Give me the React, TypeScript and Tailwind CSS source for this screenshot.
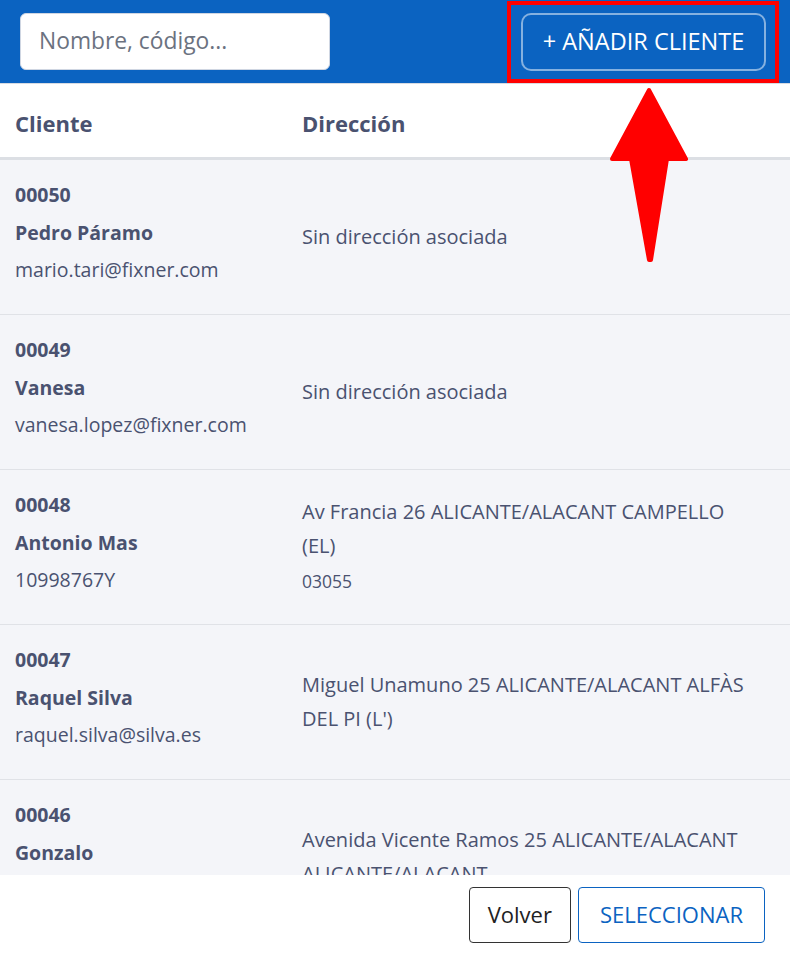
import React from "react";

type Row = {
  code: string;
  name: string;
  sub?: string;
  address?: string;
  zip?: string;
};

const rows: Row[] = [
  { code: "00050", name: "Pedro Páramo", sub: "mario.tari@fixner.com" },
  { code: "00049", name: "Vanesa", sub: "vanesa.lopez@fixner.com" },
  {
    code: "00048",
    name: "Antonio Mas",
    sub: "10998767Y",
    address: "Av Francia 26 ALICANTE/ALACANT CAMPELLO (EL)",
    zip: "03055",
  },
  {
    code: "00047",
    name: "Raquel Silva",
    sub: "raquel.silva@silva.es",
    address: "Miguel Unamuno 25 ALICANTE/ALACANT ALFÀS DEL PI (L')",
  },
  {
    code: "00046",
    name: "Gonzalo",
    address: "Avenida Vicente Ramos 25 ALICANTE/ALACANT ALICANTE/ALACANT",
  },
];

export default function App() {
  return (
    <div
      className="relative w-[790px] h-[954px] overflow-hidden bg-white text-[#4a5270]"
      style={{ fontFamily: '"Open Sans", "Noto Sans", sans-serif' }}
    >
      {/* Top bar */}
      <div className="h-[84px] bg-[#0b63c1] border-b border-[#d7dbe2] flex items-center justify-between pl-[20px] pr-[24px]">
        <div className="w-[310px] h-[57px] bg-white rounded-[6px] border border-[#cfd6e2] flex items-center pl-[18px] text-[22.8px] text-[#6b7280]">
          Nombre, código...
        </div>
        <button className="w-[245px] h-[58px] rounded-[10px] border-2 border-white/50 bg-[#0b63c1] text-white text-[23.5px] flex items-center justify-center">
          + AÑADIR CLIENTE
        </button>
      </div>

      {/* Table head */}
      <div className="h-[76px] pt-[5px] bg-white border-b-[3px] border-[#dcdfe4] flex items-center text-[22px] font-bold">
        <div className="w-[287px] pl-[15px]">Cliente</div>
        <div className="pl-[15px]">Dirección</div>
      </div>

      {/* Rows */}
      <div className="h-[715px] overflow-hidden bg-[#f4f5f9]">
        {rows.map((r) => (
          <div
            key={r.code}
            className="h-[155px] border-b border-[#e0e2e7] flex items-center shrink-0"
          >
            <div className="w-[287px] self-start pl-[15px] pt-[16px] flex flex-col text-[19.5px] leading-[37.5px]">
              <span className="font-bold">{r.code}</span>
              <span className="font-bold">{r.name}</span>
              {r.sub && <span>{r.sub}</span>}
            </div>
            <div className="flex-1 pl-[15px] pr-[30px]">
              <div className="text-[20px] leading-[34px]">
                {r.address ?? "Sin dirección asociada"}
              </div>
              {r.zip && (
                <div className="text-[17.5px] leading-[36px]">{r.zip}</div>
              )}
            </div>
          </div>
        ))}
      </div>

      {/* Footer */}
      <div className="h-[79px] bg-white flex items-center justify-end gap-[7px] pr-[25px]">
        <button className="h-[56px] px-[18px] rounded-[4px] border border-[#333] text-[#222] text-[22px]">
          Volver
        </button>
        <button className="h-[56px] px-[21px] rounded-[4px] border border-[#0b63c1] text-[#0b63c1] text-[22px]">
          SELECCIONAR
        </button>
      </div>

      {/* Annotation overlay */}
      <div className="absolute left-[507px] top-[1px] w-[272px] h-[82px] border-[4px] border-[#ff0000] pointer-events-none" />
      <svg
        className="absolute left-0 top-0 pointer-events-none"
        width="790"
        height="954"
        viewBox="0 0 790 954"
      >
        <polygon
          points="649,90 686,159 667,159 651,260 649,260 631,159 612,159"
          fill="#ff0000"
          stroke="#ff0000"
          strokeWidth="4"
          strokeLinejoin="round"
        />
      </svg>
    </div>
  );
}
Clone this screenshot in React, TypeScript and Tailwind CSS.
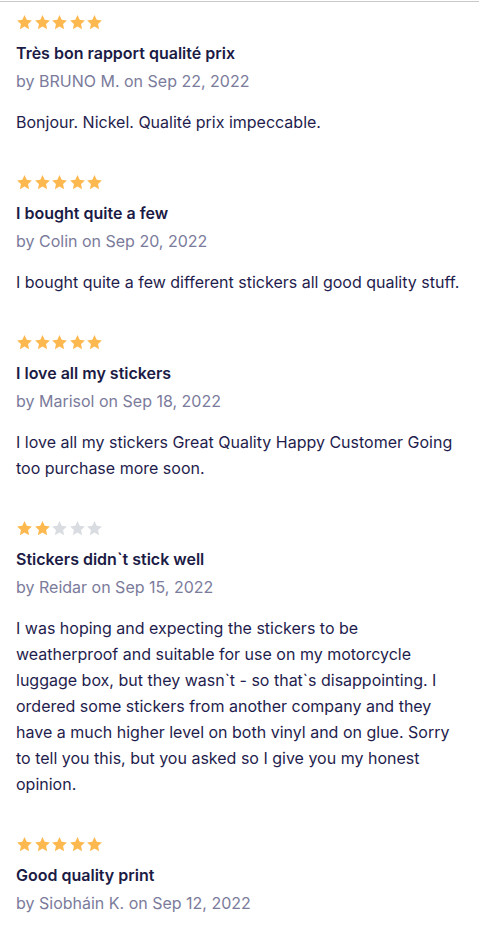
const reviews = [
  {
    rating: 5,
    title: "Très bon rapport qualité prix",
    author: "BRUNO M.",
    date: "Sep 22, 2022",
    body: "Bonjour. Nickel. Qualité prix impeccable.",
  },
  {
    rating: 5,
    title: "I bought quite a few",
    author: "Colin",
    date: "Sep 20, 2022",
    body: "I bought quite a few different stickers all good quality stuff.",
  },
  {
    rating: 5,
    title: "I love all my stickers",
    author: "Marisol",
    date: "Sep 18, 2022",
    body: "I love all my stickers Great Quality Happy Customer Going too purchase more soon.",
  },
  {
    rating: 2,
    title: "Stickers didn`t stick well",
    author: "Reidar",
    date: "Sep 15, 2022",
    body: "I was hoping and expecting the stickers to be weatherproof and suitable for use on my motorcycle luggage box, but they wasn`t - so that`s disappointing. I ordered some stickers from another company and they have a much higher level on both vinyl and on glue. Sorry to tell you this, but you asked so I give you my honest opinion.",
  },
  {
    rating: 5,
    title: "Good quality print",
    author: "Siobháin K.",
    date: "Sep 12, 2022",
    body: "",
  },
];

function Star({ filled }: { filled: boolean }) {
  return (
    <svg viewBox="0 0 20 20" className={`h-[17px] w-[17px] ${filled ? "fill-[#fdb94f]" : "fill-[#d9dce1]"}`}>
      <path d="M10 1.2l2.6 5.6 6.1.7-4.5 4.2 1.2 6.1L10 14.8l-5.4 3 1.2-6.1L1.3 7.5l6.1-.7z" />
    </svg>
  );
}

export default function App() {
  return (
    <div className="min-h-screen bg-white pt-px font-['Inter',sans-serif]">
      <div className="border-t border-[#c9c9c9] px-4 pt-[12px]">
        {reviews.map((r) => (
          <div key={r.title} className="pb-[39px]">
            <div className="flex gap-[0.5px]">
              {[0, 1, 2, 3, 4].map((i) => (
                <Star key={i} filled={i < r.rating} />
              ))}
            </div>
            <h3 className="mt-[9px] mb-[2px] text-base font-semibold leading-[26px] text-[#1b1b45]">{r.title}</h3>
            <p className="text-base leading-[26px] text-[#7b7b9b]">
              by {r.author} on {r.date}
            </p>
            {r.body && <p className="mt-[15px] text-base leading-[26px] text-[#1f1d4d]">{r.body}</p>}
          </div>
        ))}
      </div>
    </div>
  );
}
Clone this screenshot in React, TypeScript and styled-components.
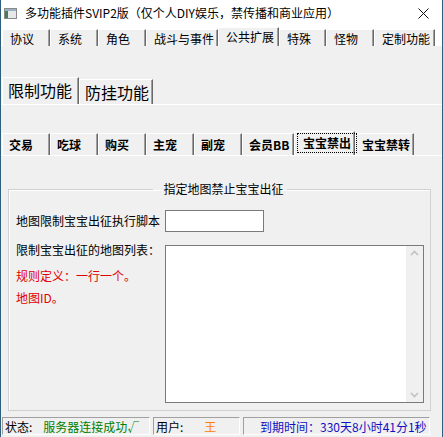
import React from 'react'
import styled, { createGlobalStyle } from 'styled-components'

const GlobalStyle = createGlobalStyle`
  html, body {
    margin: 0;
    padding: 0;
    background: #f0f0f0;
  }
  body {
    font-family: "Noto Sans CJK SC", "Noto Sans", sans-serif;
    font-size: 12px;
    color: #000;
  }
`

const Window = styled.div`
  width: 443px;
  height: 437px;
  box-sizing: border-box;
  border-left: 1px solid #2e5f7e;
  border-right: 1px solid #2e5f7e;
  background: #f0f0f0;
  display: flex;
  flex-direction: column;
  overflow: hidden;
`

const TitleBar = styled.div`
  height: 26px;
  flex: none;
  background: #fff;
  display: flex;
  align-items: center;
  padding: 0 0 0 3px;
`

const TitleText = styled.span`
  margin-left: 8px;
  font-size: 12px;
  line-height: 16px;
  white-space: nowrap;
  flex: 1;
`

const CloseButton = styled.div`
  width: 44px;
  height: 26px;
  display: flex;
  align-items: center;
  justify-content: center;
  margin-right: -3px;
`

const TabStrip = styled.div<{ $h: number; $bg?: string }>`
  height: ${p => p.$h}px;
  flex: none;
  display: flex;
  align-items: flex-end;
  padding-left: 1px;
  background: ${p => p.$bg || 'transparent'};
`

const Tab = styled.div<{ $w: number; $h: number; $active?: boolean; $size: number; $bold?: boolean; $pad: number }>`
  box-sizing: border-box;
  width: ${p => p.$w}px;
  height: ${p => (p.$active ? p.$h + 2 : p.$h)}px;
  border-top: 1px solid #fff;
  border-left: 1px solid #fff;
  border-right: 1px solid #696969;
  box-shadow: inset -1px 0 0 #a0a0a0;
  background: #f0f0f0;
  display: flex;
  align-items: center;
  padding-left: ${p => p.$pad}px;
  padding-bottom: ${p => (p.$active ? 2 : 0)}px;
  font-size: ${p => p.$size}px;
  font-weight: ${p => (p.$bold ? 700 : 400)};
  white-space: nowrap;
  position: relative;
  z-index: ${p => (p.$active ? 1 : 0)};
`

const FocusRing = styled.span`
  border: 1px dotted #000;
  padding: 1px 5px 1px 5px;
  margin-left: -6px;
  line-height: 16px;
`

const PanelEdge = styled.div<{ $gap: number }>`
  height: 0;
  border-top: 1px solid #fff;
  margin-bottom: ${p => p.$gap}px;
`

const Page = styled.div`
  flex: 1;
  display: flex;
  flex-direction: column;
  padding-top: 31px;
`

const GroupBox = styled.fieldset`
  margin: 0 0 0 7px;
  width: 423px;
  box-sizing: border-box;
  border: 1px solid #d0d0d0;
  box-shadow: inset 1px 1px 0 #fff;
  padding: 13px 6px 7px 7px;
  display: grid;
  grid-template-columns: 149px 1fr;
  grid-template-rows: 22px 158px;
  row-gap: 13px;
`

const Legend = styled.legend`
  margin: 0 auto;
  padding: 0 3px 0 10px;
  font-size: 12px;
  line-height: 16px;
`

const FieldLabel = styled.div<{ $color?: string; $top?: number }>`
  font-size: 12px;
  line-height: 12px;
  color: ${p => p.$color || '#000'};
  margin-top: ${p => p.$top || 0}px;
  white-space: nowrap;
`

const RowLabel = styled(FieldLabel)`
  align-self: center;
`

const LabelStack = styled.div`
  display: flex;
  flex-direction: column;
  margin-top: -1px;
`

const TextBox = styled.div`
  width: 99px;
  height: 22px;
  box-sizing: border-box;
  border: 1px solid #7a7a7a;
  background: #fff;
`

const ListBox = styled.div`
  width: 259px;
  height: 158px;
  box-sizing: border-box;
  border: 1px solid #7a7a7a;
  background: #fff;
  display: flex;
  justify-content: flex-end;
`

const ScrollBar = styled.div`
  width: 17px;
  background: #f0f0f0;
  display: flex;
  flex-direction: column;
  justify-content: space-between;
  align-items: center;
  padding: 4px 0;
`

const StatusBar = styled.div`
  height: 23px;
  flex: none;
  display: flex;
  gap: 3px;
  padding: 3px 0 2px 1px;
  box-sizing: border-box;
`

const StatusPane = styled.div<{ $w: number }>`
  width: ${p => p.$w}px;
  box-sizing: border-box;
  border-top: 1px solid #a0a0a0;
  border-left: 1px solid #a0a0a0;
  border-bottom: 1px solid #fff;
  border-right: 1px solid #fff;
  display: flex;
  align-items: center;
  padding-left: 2px;
  font-size: 12px;
  white-space: nowrap;
`

const StatusValue = styled.span<{ $color: string; $left: number }>`
  color: ${p => p.$color};
  margin-left: ${p => p.$left}px;
`

const mainTabs = [
  { label: '协议', w: 48 },
  { label: '系统', w: 48 },
  { label: '角色', w: 48 },
  { label: '战斗与事件', w: 72 },
  { label: '公共扩展', w: 61, active: true },
  { label: '特殊', w: 47 },
  { label: '怪物', w: 48 },
  { label: '定制功能', w: 61 },
]

const subTabs = [
  { label: '交易', w: 48 },
  { label: '吃球', w: 48 },
  { label: '购买', w: 48 },
  { label: '主宠', w: 48 },
  { label: '副宠', w: 48 },
  { label: '会员BB', w: 52 },
  { label: '宝宝禁出', w: 61, active: true },
  { label: '宝宝禁转', w: 59 },
]

const AppIcon = () => (
  <svg width="13" height="11" viewBox="0 0 13 11">
    <rect x="0.5" y="0.5" width="12" height="10" fill="#e8e8e8" stroke="#8a8a8a" />
    <rect x="1" y="1" width="11" height="2" fill="#9ab0c4" />
    <rect x="1" y="3" width="3" height="7" fill="#3f7f5a" />
  </svg>
)

const CloseIcon = () => (
  <svg width="11" height="11" viewBox="0 0 11 11">
    <path d="M0.5 0.5 L10.5 10.5 M10.5 0.5 L0.5 10.5" stroke="#111" strokeWidth="1" />
  </svg>
)

const Chevron = ({ up }: { up?: boolean }) => (
  <svg width="9" height="6" viewBox="0 0 9 6">
    <path d={up ? 'M1 5 L4.5 1.5 L8 5' : 'M1 1 L4.5 4.5 L8 1'} fill="none" stroke="#c2c2c2" strokeWidth="1.6" />
  </svg>
)

export default function App() {
  return (
    <Window>
      <GlobalStyle />
      <TitleBar>
        <AppIcon />
        <TitleText>多功能插件SVIP2版（仅个人DIY娱乐，禁传播和商业应用）</TitleText>
        <CloseButton>
          <CloseIcon />
        </CloseButton>
      </TitleBar>

      <TabStrip $h={20} $bg="#fff">
        {mainTabs.map(t => (
          <Tab key={t.label} $w={t.w} $h={17} $active={t.active} $size={12} $pad={7}>
            {t.label}
          </Tab>
        ))}
      </TabStrip>

      <Page>
        <TabStrip $h={27}>
          <Tab $w={77} $h={25} $active $size={16} $pad={5}>限制功能</Tab>
          <Tab $w={74} $h={25} $size={16} $pad={5}>防挂功能</Tab>
        </TabStrip>
        <PanelEdge $gap={26} />

        <TabStrip $h={24}>
          {subTabs.map(t => (
            <Tab key={t.label} $w={t.w} $h={22} $active={t.active} $size={12} $bold $pad={t.active ? 8 : 6}>
              {t.active ? <FocusRing>{t.label}</FocusRing> : t.label}
            </Tab>
          ))}
        </TabStrip>
        <PanelEdge $gap={25} />

        <GroupBox>
          <Legend>指定地图禁止宝宝出征</Legend>
          <RowLabel>地图限制宝宝出征执行脚本</RowLabel>
          <TextBox />
          <LabelStack>
            <FieldLabel>限制宝宝出征的地图列表：</FieldLabel>
            <FieldLabel $color="#e00000" $top={14}>规则定义：一行一个。</FieldLabel>
            <FieldLabel $color="#e00000" $top={10}>地图ID。</FieldLabel>
          </LabelStack>
          <ListBox>
            <ScrollBar>
              <Chevron up />
              <Chevron />
            </ScrollBar>
          </ListBox>
        </GroupBox>
      </Page>

      <StatusBar>
        <StatusPane $w={148}>
          状态:
          <StatusValue $color="#008000" $left={11}>服务器连接成功√</StatusValue>
        </StatusPane>
        <StatusPane $w={87}>
          用户:
          <StatusValue $color="#ff8000" $left={21}>王</StatusValue>
        </StatusPane>
        <StatusPane $w={187}>
          <StatusValue $color="#1010c0" $left={14}>到期时间：330天8小时41分1秒</StatusValue>
        </StatusPane>
      </StatusBar>
    </Window>
  )
}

# # # #

Collect every line from the records above that contains the word "Tailwind".

Give me the React, TypeScript and Tailwind CSS source for this screenshot.
Clone this screenshot in React, TypeScript and Tailwind CSS.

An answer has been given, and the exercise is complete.